Pick out the lines in the listing below that contain the word "React" and copy them.
# Information given start
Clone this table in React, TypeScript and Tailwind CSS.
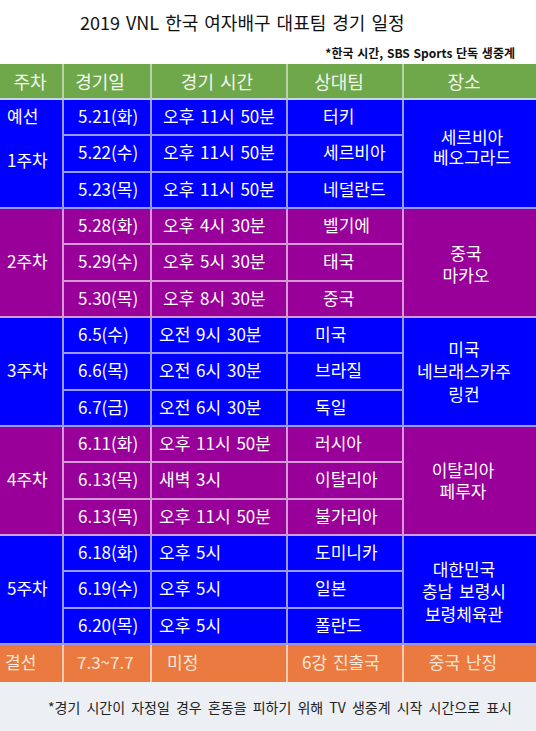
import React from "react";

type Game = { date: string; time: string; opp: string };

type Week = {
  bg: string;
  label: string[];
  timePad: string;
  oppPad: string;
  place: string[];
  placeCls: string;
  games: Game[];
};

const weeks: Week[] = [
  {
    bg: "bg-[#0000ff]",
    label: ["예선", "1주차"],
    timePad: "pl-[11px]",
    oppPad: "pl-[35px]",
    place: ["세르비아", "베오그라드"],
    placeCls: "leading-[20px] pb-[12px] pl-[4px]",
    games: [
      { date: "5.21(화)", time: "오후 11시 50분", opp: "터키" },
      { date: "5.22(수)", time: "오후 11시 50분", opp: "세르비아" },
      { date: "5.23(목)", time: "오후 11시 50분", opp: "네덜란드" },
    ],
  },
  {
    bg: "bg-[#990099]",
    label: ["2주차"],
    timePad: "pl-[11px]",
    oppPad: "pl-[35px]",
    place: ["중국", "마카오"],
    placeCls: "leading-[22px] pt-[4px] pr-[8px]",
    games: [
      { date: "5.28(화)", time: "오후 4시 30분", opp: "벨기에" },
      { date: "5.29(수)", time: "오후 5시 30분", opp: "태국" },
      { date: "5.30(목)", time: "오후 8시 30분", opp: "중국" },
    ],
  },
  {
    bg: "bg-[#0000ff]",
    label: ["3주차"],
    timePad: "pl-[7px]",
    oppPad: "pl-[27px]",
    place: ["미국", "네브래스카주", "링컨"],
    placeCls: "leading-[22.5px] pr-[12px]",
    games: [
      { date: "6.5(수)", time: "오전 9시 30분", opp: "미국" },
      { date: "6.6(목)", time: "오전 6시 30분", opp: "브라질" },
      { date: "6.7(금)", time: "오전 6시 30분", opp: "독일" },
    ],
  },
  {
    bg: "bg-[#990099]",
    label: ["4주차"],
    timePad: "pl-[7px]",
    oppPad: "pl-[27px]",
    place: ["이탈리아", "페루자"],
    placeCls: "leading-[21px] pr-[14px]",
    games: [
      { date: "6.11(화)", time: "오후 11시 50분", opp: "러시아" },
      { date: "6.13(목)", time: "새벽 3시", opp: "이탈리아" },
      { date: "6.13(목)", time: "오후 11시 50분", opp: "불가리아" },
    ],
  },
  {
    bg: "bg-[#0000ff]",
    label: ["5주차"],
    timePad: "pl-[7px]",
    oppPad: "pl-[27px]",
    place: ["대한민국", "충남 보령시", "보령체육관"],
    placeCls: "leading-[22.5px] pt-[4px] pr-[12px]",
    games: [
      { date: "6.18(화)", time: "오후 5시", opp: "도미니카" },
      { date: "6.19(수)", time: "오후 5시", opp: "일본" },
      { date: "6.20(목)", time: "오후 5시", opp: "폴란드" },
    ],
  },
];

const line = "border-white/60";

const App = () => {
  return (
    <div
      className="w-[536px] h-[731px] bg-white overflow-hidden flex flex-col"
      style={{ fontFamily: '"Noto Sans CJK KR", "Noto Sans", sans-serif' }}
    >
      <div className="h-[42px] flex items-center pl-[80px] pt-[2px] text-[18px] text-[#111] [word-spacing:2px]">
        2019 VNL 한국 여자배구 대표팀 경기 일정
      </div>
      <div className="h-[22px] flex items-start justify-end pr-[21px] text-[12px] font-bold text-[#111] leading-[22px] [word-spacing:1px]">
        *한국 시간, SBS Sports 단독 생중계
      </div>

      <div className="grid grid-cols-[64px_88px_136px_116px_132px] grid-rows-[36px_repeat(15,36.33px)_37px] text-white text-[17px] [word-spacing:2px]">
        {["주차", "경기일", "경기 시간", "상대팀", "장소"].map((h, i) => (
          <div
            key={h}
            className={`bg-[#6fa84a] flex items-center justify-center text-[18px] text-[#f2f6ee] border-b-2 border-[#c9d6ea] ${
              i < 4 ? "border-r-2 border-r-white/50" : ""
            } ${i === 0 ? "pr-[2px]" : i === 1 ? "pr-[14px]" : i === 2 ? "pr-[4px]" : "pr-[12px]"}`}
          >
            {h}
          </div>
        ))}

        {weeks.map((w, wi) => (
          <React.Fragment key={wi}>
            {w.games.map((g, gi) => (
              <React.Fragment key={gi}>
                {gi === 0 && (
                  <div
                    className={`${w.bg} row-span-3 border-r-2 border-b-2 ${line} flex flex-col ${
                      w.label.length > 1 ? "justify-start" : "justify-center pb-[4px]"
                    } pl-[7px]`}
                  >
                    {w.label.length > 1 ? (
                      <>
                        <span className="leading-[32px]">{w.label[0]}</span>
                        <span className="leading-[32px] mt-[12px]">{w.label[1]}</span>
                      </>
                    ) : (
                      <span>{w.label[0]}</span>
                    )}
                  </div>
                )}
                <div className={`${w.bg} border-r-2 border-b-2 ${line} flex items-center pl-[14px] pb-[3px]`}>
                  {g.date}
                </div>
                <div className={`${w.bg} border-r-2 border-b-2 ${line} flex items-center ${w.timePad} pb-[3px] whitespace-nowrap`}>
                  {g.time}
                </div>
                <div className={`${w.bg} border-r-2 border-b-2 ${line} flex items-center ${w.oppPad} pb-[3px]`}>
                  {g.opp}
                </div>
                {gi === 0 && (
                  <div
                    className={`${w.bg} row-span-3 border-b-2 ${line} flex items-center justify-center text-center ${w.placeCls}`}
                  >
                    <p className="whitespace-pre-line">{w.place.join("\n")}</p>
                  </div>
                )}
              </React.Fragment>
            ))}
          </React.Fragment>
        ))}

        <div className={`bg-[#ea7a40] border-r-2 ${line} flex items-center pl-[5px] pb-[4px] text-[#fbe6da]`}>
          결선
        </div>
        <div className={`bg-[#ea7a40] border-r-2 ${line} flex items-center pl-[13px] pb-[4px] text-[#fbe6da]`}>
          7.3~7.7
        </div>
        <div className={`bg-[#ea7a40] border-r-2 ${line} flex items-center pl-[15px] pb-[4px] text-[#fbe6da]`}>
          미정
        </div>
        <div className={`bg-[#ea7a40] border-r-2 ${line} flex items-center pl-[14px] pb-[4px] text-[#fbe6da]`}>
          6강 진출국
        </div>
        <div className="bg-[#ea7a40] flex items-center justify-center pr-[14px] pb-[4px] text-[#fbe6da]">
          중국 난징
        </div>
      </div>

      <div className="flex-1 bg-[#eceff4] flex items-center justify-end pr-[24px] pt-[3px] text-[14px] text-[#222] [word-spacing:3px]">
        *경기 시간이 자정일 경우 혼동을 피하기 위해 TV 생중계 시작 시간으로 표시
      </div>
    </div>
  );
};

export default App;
# Information given end
# Information given start
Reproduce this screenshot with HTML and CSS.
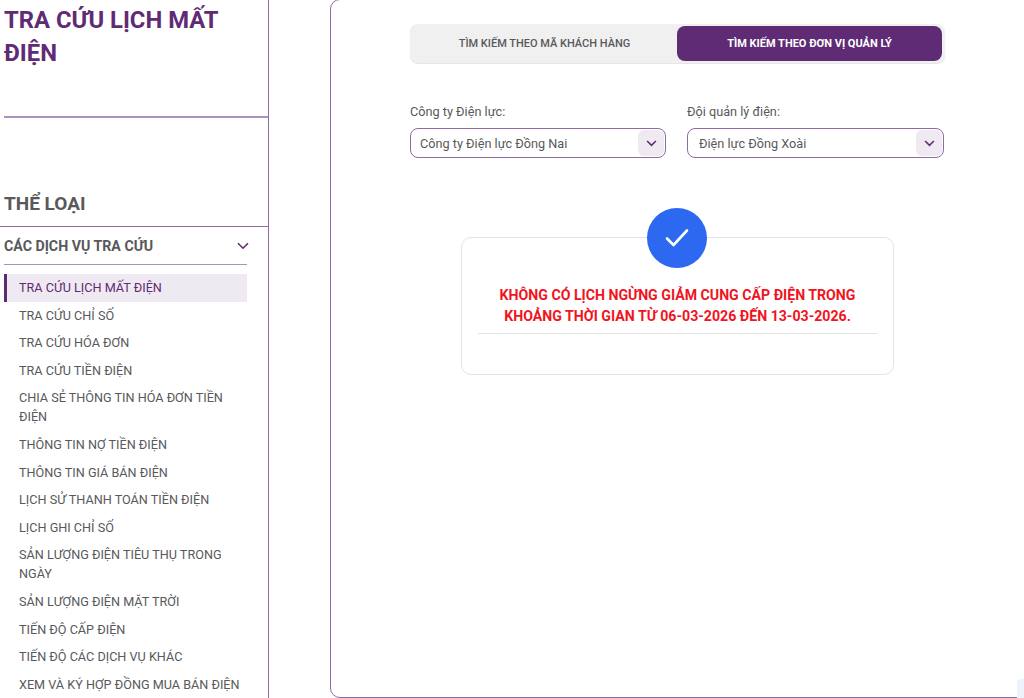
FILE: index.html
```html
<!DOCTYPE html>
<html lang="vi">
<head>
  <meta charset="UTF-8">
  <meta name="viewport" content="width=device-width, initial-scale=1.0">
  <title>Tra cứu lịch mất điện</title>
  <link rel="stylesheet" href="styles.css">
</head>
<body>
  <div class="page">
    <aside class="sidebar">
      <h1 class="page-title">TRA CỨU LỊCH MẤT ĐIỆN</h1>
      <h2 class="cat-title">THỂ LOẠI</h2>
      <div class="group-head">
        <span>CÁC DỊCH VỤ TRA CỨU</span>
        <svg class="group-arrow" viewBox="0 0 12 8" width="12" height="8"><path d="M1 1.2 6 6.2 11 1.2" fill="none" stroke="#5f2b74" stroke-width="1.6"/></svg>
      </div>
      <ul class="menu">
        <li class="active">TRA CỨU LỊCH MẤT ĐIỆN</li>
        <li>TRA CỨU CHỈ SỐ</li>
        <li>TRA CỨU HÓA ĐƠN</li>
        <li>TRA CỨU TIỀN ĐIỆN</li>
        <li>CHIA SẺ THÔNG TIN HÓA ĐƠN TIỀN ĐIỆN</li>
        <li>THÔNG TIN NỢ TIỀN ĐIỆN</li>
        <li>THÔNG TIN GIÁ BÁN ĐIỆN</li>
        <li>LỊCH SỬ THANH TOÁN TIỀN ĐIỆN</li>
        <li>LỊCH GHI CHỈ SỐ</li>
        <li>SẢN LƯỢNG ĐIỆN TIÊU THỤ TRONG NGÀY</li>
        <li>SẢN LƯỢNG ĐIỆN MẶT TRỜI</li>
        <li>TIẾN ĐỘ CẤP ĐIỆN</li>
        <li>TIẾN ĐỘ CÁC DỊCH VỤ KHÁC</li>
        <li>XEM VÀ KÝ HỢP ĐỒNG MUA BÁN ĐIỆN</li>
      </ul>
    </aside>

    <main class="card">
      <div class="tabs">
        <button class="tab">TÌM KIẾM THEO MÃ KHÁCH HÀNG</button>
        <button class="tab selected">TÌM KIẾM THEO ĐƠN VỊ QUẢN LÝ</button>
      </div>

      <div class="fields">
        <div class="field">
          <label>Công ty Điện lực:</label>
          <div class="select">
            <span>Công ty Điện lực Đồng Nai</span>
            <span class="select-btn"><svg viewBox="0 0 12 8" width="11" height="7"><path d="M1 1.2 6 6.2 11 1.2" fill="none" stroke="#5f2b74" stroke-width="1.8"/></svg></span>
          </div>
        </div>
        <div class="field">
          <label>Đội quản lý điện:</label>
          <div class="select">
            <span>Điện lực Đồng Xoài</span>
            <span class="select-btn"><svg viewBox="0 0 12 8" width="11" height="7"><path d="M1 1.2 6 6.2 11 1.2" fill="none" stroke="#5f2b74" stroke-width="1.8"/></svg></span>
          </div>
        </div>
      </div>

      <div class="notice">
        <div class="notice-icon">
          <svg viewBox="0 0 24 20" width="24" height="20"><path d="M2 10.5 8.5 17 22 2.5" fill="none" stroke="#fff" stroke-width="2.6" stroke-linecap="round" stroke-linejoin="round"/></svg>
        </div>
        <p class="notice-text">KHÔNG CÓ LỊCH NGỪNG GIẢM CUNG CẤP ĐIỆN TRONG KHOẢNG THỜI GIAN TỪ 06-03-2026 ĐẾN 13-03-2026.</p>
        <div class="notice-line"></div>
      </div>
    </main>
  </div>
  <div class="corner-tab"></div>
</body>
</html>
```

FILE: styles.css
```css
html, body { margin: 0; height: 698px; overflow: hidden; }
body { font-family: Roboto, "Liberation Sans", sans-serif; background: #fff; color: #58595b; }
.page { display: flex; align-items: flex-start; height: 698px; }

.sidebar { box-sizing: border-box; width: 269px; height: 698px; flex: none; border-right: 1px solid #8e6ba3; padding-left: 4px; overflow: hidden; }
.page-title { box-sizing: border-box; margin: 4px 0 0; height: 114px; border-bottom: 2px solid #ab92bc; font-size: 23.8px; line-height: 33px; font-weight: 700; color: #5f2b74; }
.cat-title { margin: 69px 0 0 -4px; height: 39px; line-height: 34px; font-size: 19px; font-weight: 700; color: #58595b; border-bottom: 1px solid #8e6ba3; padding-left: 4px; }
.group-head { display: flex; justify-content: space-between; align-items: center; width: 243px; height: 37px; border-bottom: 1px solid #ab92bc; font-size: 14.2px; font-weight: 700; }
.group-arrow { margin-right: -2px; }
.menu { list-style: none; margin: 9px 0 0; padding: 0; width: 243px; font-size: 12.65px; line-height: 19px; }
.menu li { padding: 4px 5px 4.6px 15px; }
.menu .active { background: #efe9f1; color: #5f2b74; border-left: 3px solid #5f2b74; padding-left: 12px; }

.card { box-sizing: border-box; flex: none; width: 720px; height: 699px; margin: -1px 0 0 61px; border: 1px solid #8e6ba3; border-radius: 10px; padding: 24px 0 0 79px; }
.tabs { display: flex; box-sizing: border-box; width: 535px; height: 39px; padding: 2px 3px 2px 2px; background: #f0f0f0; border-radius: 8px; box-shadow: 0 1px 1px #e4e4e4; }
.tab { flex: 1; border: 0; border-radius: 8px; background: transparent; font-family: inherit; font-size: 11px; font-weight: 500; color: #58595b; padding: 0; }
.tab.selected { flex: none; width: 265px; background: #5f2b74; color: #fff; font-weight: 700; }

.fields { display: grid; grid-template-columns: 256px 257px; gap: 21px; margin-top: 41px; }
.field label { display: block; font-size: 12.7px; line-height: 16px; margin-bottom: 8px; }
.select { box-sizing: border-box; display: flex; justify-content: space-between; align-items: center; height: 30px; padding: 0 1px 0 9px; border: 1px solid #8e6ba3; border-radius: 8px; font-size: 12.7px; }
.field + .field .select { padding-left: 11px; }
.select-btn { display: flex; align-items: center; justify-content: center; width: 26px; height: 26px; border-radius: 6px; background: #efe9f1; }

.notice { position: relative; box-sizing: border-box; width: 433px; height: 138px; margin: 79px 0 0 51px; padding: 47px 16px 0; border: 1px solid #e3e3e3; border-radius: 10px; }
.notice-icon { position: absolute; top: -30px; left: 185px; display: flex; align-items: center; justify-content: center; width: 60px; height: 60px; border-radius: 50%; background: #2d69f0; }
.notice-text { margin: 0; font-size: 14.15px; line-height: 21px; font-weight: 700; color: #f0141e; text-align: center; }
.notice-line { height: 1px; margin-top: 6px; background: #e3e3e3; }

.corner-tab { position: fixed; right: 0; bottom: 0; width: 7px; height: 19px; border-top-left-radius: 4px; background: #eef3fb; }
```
# Information given end
● **Exercise solution**
Clone this table in React, TypeScript and Tailwind CSS.
import React from "react";
          <React.Fragment key={wi}>
              <React.Fragment key={gi}>
              </React.Fragment>
          </React.Fragment>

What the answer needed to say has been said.